A direct solver with reutilization of previously-computed LU factorizations for h-adaptive finite element grids with point singularities

TL;DR

This paper introduces a direct solver for h-adaptive finite element grids with point singularities that achieves linear computational cost by reusing LU factorizations, significantly improving efficiency over traditional methods.

Contribution

The paper presents a novel LU factorization reutilization technique tailored for h-adaptive meshes with point singularities, reducing computational complexity from quadratic to linear.

Findings

Achieves O(N) computational cost for mesh sequences

Reutilization of LU factorizations reduces overall computation

Numerical results confirm theoretical efficiency gains

Abstract

This paper describes a direct solver algorithm for a sequence of finite element meshes that are h-refined towards one or several point singularities.
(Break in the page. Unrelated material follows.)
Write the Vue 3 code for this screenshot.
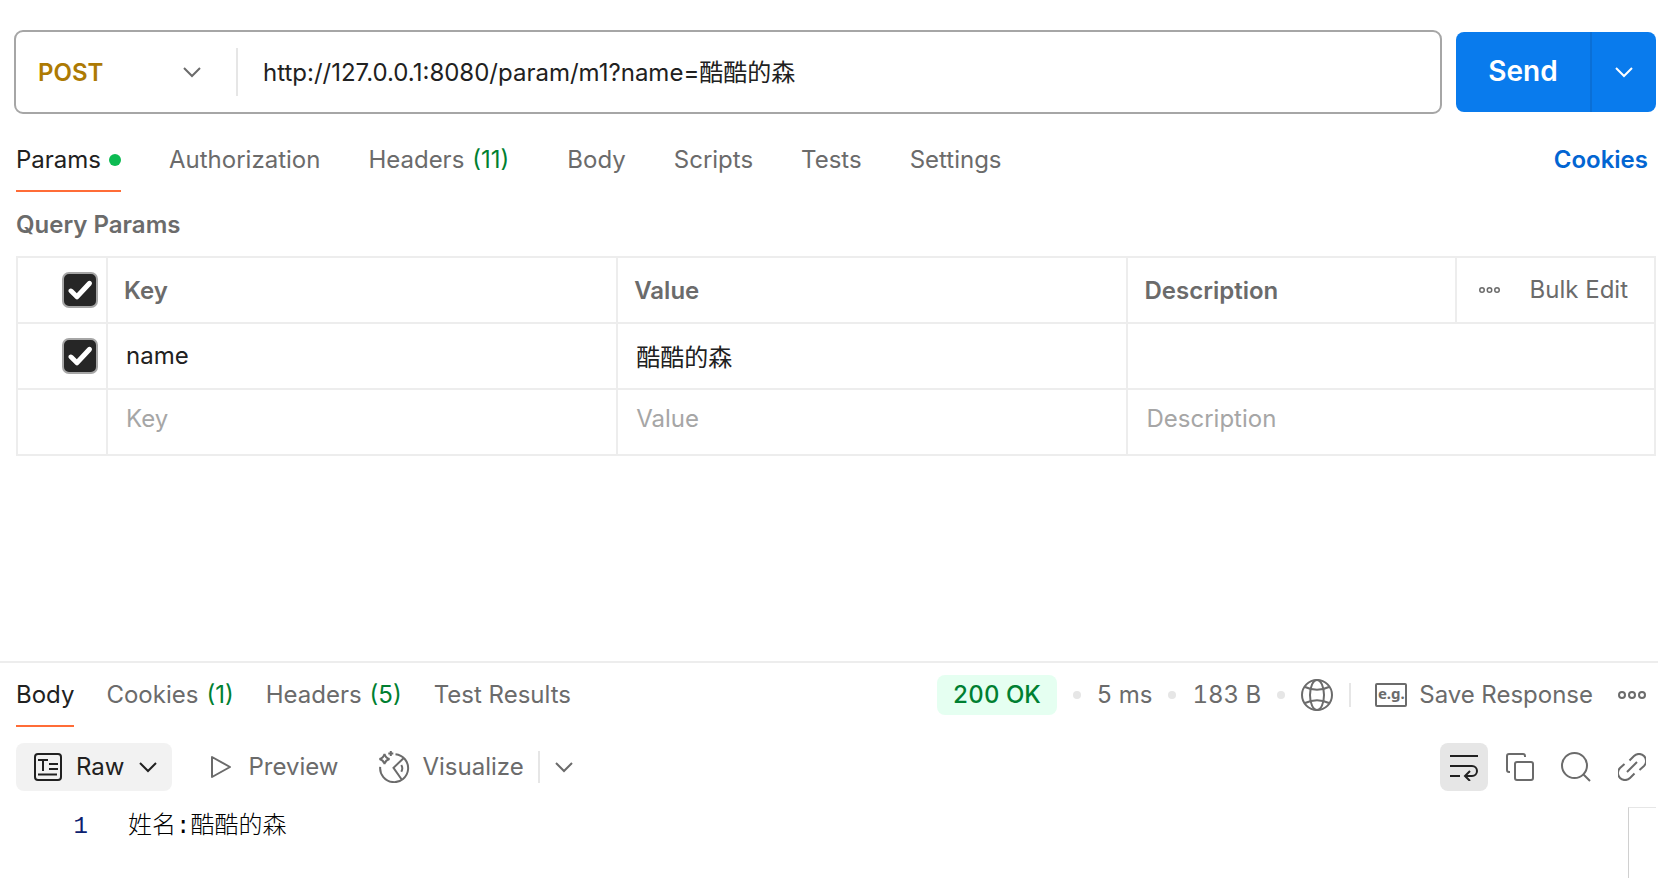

For such a sequence of grids, the solver delivers linear computational cost O(N) in terms of CPU time and memory with respect to the number of unknowns N. The linear computational cost is achieved by utilizing the recursive structure provided by the sequence of h-adaptive grids with a special construction of the elimination tree that allows for reutilization of previously computed partial LU factorizations over the entire unrefined part of the computational mesh. The reutilization technique reduces the computational cost of the entire sequence of h-refined grids from O(N^2) down to O(N). Theoretical estimates are illustrated with numerical results on two- and three-dimensional model problems exhibiting one or several point singularities.